Limitations & Future Work¶
- The model is primarily trained on 5.9-second short segments; 30-second segments require fine-tuning, and longer durations (3+ minutes) remain infeasible.
- The mapping between latent frequencies and musical attributes is song-dependent and lacks cross-song consistency.
- The DAC encoder performs slightly worse than the mel encoder, possibly due to smaller training batch sizes.
- No comparison with text-conditioned music generation models (e.g., MusicLM) in combined control scenarios.
Related Work & Insights¶
- vs. ILVR/Guidance: These methods apply DFT masking to mel spectrograms to guide diffusion denoising, without a dedicated latent space or mask training; they perform significantly worse than LatentFT.
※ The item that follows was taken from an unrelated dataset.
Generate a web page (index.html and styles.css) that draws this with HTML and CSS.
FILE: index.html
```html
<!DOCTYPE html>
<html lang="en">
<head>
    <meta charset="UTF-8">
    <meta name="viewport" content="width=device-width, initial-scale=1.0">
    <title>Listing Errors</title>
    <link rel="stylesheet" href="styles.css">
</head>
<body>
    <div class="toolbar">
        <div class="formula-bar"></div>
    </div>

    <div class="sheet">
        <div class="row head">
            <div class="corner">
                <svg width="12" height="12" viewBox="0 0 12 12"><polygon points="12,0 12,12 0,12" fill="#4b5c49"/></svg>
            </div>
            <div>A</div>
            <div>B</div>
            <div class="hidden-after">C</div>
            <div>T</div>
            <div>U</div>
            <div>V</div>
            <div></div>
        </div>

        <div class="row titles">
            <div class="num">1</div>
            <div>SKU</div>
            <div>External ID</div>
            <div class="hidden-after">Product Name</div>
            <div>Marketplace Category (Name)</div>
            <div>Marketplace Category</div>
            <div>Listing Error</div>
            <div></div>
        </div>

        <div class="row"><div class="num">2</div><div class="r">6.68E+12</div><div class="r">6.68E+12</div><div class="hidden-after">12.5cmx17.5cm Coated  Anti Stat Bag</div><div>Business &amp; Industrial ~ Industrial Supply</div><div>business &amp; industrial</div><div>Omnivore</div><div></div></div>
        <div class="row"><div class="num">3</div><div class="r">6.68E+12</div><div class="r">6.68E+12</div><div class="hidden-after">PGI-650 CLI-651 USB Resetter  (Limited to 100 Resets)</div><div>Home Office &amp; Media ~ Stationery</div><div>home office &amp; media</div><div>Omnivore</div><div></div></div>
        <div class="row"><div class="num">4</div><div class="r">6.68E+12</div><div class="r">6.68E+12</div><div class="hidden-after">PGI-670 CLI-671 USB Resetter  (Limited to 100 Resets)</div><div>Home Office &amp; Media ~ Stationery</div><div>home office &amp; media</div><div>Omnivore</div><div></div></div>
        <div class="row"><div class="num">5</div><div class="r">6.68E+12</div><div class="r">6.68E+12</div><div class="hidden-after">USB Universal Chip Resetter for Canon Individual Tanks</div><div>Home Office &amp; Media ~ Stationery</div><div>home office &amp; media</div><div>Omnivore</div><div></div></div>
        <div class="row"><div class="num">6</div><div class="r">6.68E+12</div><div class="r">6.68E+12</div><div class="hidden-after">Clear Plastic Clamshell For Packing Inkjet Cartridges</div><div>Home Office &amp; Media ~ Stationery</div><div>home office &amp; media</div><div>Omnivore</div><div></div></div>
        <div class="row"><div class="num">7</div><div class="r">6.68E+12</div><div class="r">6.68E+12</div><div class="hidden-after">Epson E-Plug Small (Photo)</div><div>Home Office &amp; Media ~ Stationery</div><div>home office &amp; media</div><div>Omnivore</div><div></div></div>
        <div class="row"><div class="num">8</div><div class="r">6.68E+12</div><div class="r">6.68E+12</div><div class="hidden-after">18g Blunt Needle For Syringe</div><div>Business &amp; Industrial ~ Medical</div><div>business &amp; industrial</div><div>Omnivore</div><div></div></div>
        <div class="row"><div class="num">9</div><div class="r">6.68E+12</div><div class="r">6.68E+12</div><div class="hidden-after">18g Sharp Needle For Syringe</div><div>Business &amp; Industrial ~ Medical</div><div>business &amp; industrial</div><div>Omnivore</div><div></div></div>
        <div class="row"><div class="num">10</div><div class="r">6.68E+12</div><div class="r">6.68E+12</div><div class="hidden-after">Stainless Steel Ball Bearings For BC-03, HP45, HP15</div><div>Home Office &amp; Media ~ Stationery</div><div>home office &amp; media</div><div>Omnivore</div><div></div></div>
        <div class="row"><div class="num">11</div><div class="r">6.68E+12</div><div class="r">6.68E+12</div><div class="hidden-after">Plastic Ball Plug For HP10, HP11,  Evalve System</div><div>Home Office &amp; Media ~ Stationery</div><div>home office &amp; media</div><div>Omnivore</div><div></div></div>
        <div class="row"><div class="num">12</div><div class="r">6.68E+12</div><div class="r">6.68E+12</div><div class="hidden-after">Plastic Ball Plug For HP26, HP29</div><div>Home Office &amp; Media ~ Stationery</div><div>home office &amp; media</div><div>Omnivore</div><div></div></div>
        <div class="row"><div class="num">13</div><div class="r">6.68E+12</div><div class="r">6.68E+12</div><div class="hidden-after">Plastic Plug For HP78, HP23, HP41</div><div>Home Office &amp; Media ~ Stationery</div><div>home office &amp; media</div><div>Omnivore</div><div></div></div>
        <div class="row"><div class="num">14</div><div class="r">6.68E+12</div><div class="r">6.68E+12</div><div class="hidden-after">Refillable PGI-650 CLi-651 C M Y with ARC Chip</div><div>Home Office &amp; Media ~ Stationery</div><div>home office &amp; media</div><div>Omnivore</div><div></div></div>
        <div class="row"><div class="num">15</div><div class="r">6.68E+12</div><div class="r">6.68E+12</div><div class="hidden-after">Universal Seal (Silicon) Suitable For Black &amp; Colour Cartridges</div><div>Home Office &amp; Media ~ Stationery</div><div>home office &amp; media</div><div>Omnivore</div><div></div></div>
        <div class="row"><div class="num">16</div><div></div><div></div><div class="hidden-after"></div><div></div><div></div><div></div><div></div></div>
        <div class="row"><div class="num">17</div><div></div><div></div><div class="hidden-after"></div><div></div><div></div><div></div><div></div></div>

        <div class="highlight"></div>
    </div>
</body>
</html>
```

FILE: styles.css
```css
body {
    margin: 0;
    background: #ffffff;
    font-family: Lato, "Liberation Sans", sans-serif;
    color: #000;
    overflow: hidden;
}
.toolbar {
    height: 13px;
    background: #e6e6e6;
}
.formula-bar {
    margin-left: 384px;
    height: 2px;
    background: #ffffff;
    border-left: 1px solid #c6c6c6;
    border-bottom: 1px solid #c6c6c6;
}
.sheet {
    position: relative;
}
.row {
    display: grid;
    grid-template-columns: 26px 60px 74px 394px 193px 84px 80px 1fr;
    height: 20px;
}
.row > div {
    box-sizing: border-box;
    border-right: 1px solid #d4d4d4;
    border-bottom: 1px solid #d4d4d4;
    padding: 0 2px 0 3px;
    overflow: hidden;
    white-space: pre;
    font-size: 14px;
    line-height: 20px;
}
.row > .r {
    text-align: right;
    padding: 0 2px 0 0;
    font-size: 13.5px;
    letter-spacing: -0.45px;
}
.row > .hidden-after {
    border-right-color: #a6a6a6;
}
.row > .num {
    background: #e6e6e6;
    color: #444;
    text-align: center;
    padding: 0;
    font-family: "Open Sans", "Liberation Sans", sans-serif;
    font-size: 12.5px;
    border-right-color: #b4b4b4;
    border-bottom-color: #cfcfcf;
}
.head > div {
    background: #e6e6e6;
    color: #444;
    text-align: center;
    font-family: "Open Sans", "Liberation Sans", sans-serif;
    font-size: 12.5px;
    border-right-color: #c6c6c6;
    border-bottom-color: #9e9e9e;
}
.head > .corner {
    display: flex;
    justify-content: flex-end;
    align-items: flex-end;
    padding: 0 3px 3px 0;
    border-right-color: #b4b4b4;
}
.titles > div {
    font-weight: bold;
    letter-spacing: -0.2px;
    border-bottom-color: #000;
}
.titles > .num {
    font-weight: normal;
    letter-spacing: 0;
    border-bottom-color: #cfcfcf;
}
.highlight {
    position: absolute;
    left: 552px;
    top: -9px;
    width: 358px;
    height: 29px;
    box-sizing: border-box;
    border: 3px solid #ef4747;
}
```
- vs. RAVE: RAVE's latent space is not amenable to frequency-domain manipulation—direct masking and decoding yields low-quality audio—demonstrating that not every latent space is suitable for DFT-based control.
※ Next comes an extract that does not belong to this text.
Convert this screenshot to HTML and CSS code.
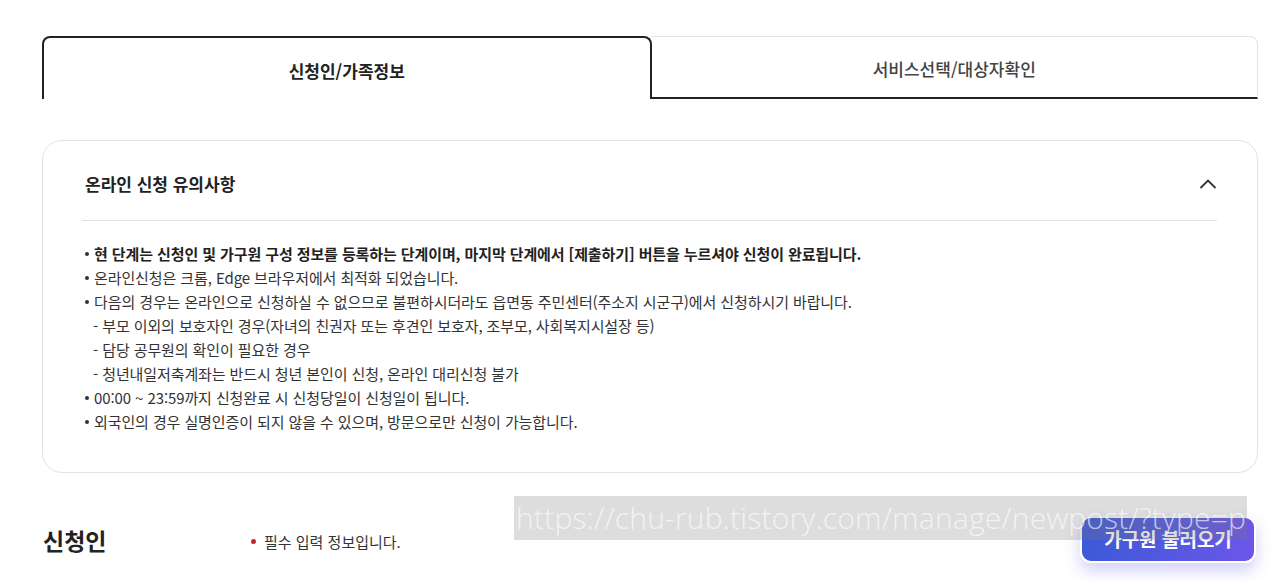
FILE: index.html
```html
<!DOCTYPE html>
<html lang="ko">
<head>
    <meta charset="UTF-8">
    <meta name="viewport" content="width=device-width, initial-scale=1.0">
    <title>신청인/가족정보</title>
    <link rel="stylesheet" href="styles.css">
</head>
<body>
    <div class="page">
        <div class="tabs">
            <div class="tab active">신청인/가족정보</div>
            <div class="tab">서비스선택/대상자확인</div>
        </div>

        <div class="notice">
            <div class="notice-head">
                <h3>온라인 신청 유의사항</h3>
                <svg class="chevron" width="18" height="10" viewBox="0 0 18 10">
                    <polyline points="1.5,9 9,1.5 16.5,9" fill="none" stroke="#333" stroke-width="1.8"/>
                </svg>
            </div>
            <ul class="notice-list">
                <li class="strong">현 단계는 신청인 및 가구원 구성 정보를 등록하는 단계이며, 마지막 단계에서 [제출하기] 버튼을 누르셔야 신청이 완료됩니다.</li>
                <li>온라인신청은 크롬, Edge 브라우저에서 최적화 되었습니다.</li>
                <li>다음의 경우는 온라인으로 신청하실 수 없으므로 불편하시더라도 읍면동 주민센터(주소지 시군구)에서 신청하시기 바랍니다.
                    <div class="sub">- 부모 이외의 보호자인 경우(자녀의 친권자 또는 후견인 보호자, 조부모, 사회복지시설장 등)</div>
                    <div class="sub">- 담당 공무원의 확인이 필요한 경우</div>
                    <div class="sub">- 청년내일저축계좌는 반드시 청년 본인이 신청, 온라인 대리신청 불가</div>
                </li>
                <li>00:00 ~ 23:59까지 신청완료 시 신청당일이 신청일이 됩니다.</li>
                <li>외국인의 경우 실명인증이 되지 않을 수 있으며, 방문으로만 신청이 가능합니다.</li>
            </ul>
        </div>

        <div class="section-head">
            <h2>신청인</h2>
            <p class="required"><span class="dot"></span>필수 입력 정보입니다.</p>
        </div>
    </div>

    <button class="family-btn">가구원 불러오기</button>
    <div class="watermark">https://chu-rub.tistory.com/manage/newpost/?type=p</div>
</body>
</html>
```

FILE: styles.css
```css
body {
    margin: 0;
    font-family: "Noto Sans CJK KR", "Noto Sans", sans-serif;
    color: #333;
    background: #fff;
    overflow: hidden;
}
.page {
    width: 1216px;
    margin-left: 42px;
    padding-top: 36px;
}
.tabs {
    display: flex;
    height: 63px;
}
.tab {
    flex: 1;
    display: flex;
    align-items: center;
    justify-content: center;
    font-size: 17px;
    font-weight: 500;
    color: #444;
    box-sizing: border-box;
    border: 1px solid #e4e4e4;
    border-left: none;
    border-bottom: 2px solid #222;
    border-radius: 0 8px 0 0;
    padding-top: 3px;
}
.tab.active {
    border: 2px solid #222;
    border-bottom: none;
    border-radius: 8px 8px 0 0;
    font-weight: 700;
    color: #222;
    padding-top: 4px;
}
.notice {
    margin-top: 41px;
    border: 1px solid #e2e2e2;
    border-radius: 20px;
    padding: 0 40px 38px 39px;
}
.notice-head {
    display: flex;
    align-items: center;
    justify-content: space-between;
    padding: 31px 0 24px 3px;
    border-bottom: 1px solid #e2e2e2;
}
.notice-head h3 {
    margin: 0;
    font-size: 17px;
    line-height: 24px;
    font-weight: 700;
    color: #222;
}
.notice-list {
    list-style: none;
    margin: 0;
    padding: 21px 0 0 3px;
    font-size: 15px;
    line-height: 24px;
    letter-spacing: -0.1px;
    color: #333;
}
.notice-list li {
    position: relative;
    padding-left: 9px;
}
.notice-list li::before {
    content: "";
    position: absolute;
    left: 0;
    top: 10px;
    width: 4px;
    height: 4px;
    border-radius: 50%;
    background: #333;
}
.notice-list li.strong {
    font-weight: 700;
    color: #222;
}
.notice-list .sub {
    margin-left: -1px;
}
.section-head {
    display: flex;
    align-items: center;
    margin-top: 52px;
}
.section-head h2 {
    margin: 0;
    width: 207px;
    font-size: 23px;
    font-weight: 700;
    color: #222;
    line-height: 30px;
    padding-left: 1px;
}
.required {
    margin: 0;
    font-size: 15px;
    color: #333;
    display: flex;
    align-items: center;
    padding-top: 2px;
}
.dot {
    width: 5px;
    height: 5px;
    border-radius: 50%;
    background: #d0202e;
    margin: 0 8px 0 1px;
}
.family-btn {
    position: absolute;
    left: 1080px;
    top: 516px;
    width: 176px;
    height: 47px;
    border: 2px solid #fff;
    border-radius: 11px;
    background: linear-gradient(90deg, #3c5ad8, #6c56e9);
    color: #fff;
    font-family: "Noto Sans CJK KR", sans-serif;
    font-size: 19px;
    font-weight: 700;
    box-shadow: 0 8px 16px rgba(100, 90, 230, 0.28);
    padding: 0 0 2px;
}
.watermark {
    position: absolute;
    left: 514px;
    top: 496px;
    width: 733px;
    height: 44px;
    background: rgba(120, 120, 120, 0.25);
    color: rgba(255, 255, 255, 0.65);
    font-family: "Open Sans", sans-serif;
    font-weight: 300;
    font-size: 30px;
    line-height: 44px;
    letter-spacing: 0.2px;
    white-space: nowrap;
    overflow: hidden;
    padding-left: 2px;
    box-sizing: border-box;
}
```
- vs. AudioMAE: AudioMAE performs patch masking and reconstruction on spectrograms, whereas LatentFT performs frequency masking and reconstruction in the latent spectrum; the directions are analogous but the objectives differ.
Rating¶
- Novelty: ⭐⭐⭐⭐⭐ Latent Fourier-domain control is an entirely new concept; the "equalizer for musical structure" analogy is highly elegant.
- Experimental Thoroughness: ⭐⭐⭐⭐⭐ 3 datasets + musician listening test (statistically significant) + extensive ablations + alternative encoder + failure mode analysis + 30-second generalization.
- Writing Quality: ⭐⭐⭐⭐ Conceptual explanations are intuitively clear, though reviewers noted inconsistent use of certain terminology (timescale vs. latent frequency).
- Value: ⭐⭐⭐⭐⭐ Introduces a novel, interpretable control paradigm for music generation, opening a new research direction.